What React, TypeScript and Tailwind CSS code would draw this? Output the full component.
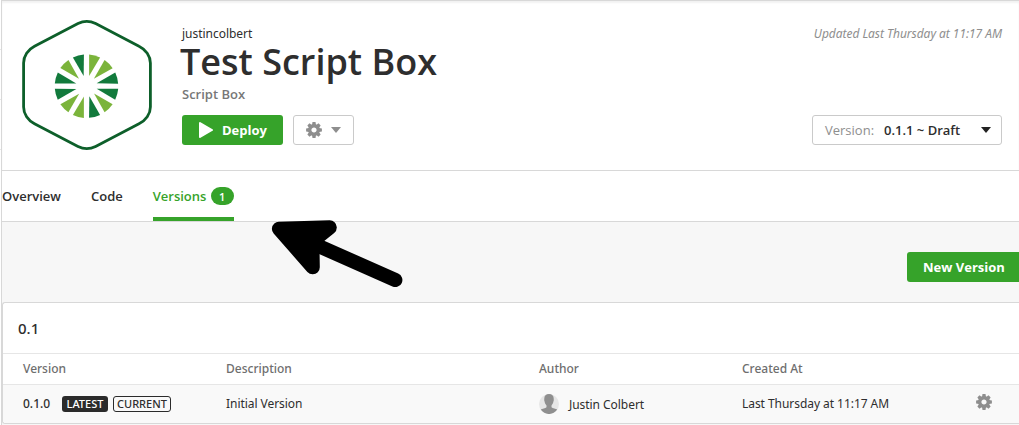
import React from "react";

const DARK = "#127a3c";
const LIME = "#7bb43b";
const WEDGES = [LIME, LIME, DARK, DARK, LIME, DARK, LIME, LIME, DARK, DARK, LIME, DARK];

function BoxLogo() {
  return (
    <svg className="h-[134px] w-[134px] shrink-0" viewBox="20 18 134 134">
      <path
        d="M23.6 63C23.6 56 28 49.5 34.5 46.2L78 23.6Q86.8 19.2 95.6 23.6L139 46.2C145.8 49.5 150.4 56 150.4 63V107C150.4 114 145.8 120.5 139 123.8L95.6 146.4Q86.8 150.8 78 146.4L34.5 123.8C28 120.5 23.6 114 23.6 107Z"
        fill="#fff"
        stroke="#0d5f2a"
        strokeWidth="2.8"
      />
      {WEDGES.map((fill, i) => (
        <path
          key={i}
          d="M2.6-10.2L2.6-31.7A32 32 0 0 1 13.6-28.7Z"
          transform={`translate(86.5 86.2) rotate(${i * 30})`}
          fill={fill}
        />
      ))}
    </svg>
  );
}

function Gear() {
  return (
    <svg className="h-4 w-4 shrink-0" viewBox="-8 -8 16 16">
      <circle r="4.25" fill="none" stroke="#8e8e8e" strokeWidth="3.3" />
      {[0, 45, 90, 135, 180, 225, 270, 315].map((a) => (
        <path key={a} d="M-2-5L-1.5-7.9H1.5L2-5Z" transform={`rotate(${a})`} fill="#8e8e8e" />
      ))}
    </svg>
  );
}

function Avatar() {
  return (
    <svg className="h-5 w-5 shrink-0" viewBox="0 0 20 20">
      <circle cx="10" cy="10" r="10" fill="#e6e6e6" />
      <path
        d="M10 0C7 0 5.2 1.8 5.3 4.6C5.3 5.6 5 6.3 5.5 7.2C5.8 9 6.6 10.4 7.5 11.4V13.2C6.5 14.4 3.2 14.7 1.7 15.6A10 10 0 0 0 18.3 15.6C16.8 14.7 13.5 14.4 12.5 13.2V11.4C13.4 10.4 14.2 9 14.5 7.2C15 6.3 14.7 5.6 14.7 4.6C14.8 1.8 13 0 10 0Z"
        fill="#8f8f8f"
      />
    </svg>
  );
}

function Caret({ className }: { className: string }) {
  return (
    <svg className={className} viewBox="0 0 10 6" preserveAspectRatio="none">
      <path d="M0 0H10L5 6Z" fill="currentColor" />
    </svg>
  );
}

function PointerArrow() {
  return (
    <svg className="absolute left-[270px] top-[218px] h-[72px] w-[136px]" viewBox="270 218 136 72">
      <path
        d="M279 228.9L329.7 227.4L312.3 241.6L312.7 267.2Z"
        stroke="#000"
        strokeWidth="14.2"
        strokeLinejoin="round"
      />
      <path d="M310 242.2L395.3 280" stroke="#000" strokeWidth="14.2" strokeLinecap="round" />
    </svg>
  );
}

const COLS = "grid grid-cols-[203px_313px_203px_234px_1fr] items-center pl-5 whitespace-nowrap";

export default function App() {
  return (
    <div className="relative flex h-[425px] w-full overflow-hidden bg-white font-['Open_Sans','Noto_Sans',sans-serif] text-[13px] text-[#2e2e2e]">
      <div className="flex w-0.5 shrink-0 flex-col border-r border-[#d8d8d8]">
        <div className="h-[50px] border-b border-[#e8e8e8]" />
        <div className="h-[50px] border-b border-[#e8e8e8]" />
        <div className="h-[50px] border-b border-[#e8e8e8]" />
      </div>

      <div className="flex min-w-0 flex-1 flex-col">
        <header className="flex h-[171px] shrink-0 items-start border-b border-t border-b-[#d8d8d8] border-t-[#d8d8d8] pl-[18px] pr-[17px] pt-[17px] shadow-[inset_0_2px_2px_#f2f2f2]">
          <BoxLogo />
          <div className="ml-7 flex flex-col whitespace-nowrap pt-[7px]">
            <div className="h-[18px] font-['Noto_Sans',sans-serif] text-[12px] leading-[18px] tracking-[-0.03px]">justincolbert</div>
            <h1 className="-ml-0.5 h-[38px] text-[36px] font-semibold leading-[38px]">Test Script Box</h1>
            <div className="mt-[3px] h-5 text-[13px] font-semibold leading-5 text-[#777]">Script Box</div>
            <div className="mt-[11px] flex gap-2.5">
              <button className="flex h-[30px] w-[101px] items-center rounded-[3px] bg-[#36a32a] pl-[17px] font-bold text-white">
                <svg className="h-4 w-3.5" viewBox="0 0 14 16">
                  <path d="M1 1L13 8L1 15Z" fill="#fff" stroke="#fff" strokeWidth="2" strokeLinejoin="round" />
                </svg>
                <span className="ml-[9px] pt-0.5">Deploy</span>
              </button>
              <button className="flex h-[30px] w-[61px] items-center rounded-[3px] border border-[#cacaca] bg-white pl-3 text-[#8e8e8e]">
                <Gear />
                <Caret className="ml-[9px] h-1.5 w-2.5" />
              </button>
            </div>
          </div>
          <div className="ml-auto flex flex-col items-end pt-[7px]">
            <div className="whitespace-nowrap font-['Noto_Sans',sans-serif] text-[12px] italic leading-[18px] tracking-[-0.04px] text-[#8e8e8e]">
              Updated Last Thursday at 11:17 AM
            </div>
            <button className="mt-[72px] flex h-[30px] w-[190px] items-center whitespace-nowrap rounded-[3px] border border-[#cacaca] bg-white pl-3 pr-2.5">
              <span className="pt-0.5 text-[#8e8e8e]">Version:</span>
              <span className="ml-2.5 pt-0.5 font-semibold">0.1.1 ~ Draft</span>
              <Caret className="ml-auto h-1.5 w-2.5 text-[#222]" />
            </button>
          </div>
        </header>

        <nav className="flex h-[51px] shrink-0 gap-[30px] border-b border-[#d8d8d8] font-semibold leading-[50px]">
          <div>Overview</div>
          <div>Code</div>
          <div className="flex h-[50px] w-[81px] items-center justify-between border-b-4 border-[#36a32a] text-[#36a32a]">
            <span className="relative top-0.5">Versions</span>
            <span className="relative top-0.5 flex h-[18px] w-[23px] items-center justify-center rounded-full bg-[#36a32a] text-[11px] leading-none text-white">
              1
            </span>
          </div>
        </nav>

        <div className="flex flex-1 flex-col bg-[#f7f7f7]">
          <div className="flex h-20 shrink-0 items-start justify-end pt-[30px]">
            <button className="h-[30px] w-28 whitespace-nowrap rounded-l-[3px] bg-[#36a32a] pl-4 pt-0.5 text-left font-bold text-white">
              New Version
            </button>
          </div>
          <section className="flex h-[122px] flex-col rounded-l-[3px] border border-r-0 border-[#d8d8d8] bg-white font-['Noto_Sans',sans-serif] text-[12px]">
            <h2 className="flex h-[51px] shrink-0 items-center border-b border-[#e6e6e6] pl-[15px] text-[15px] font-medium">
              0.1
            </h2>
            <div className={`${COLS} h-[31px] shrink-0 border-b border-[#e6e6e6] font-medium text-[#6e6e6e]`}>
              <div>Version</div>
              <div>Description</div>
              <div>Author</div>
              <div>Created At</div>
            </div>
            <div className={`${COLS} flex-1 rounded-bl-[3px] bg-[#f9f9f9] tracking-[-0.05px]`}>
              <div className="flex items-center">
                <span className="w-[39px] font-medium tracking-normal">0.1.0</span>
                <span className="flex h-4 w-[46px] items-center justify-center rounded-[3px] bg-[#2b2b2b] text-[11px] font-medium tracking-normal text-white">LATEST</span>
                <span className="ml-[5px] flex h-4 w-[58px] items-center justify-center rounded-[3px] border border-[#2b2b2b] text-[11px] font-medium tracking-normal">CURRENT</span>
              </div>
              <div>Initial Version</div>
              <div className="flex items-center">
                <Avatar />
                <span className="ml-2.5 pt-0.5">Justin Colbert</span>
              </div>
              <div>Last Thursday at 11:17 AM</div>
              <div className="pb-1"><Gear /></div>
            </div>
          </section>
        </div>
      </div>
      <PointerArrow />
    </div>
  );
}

Task requirements: List every line above containing the word "React".

Exercise output:
What React, TypeScript and Tailwind CSS code would draw this? Output the full component.
import React from "react";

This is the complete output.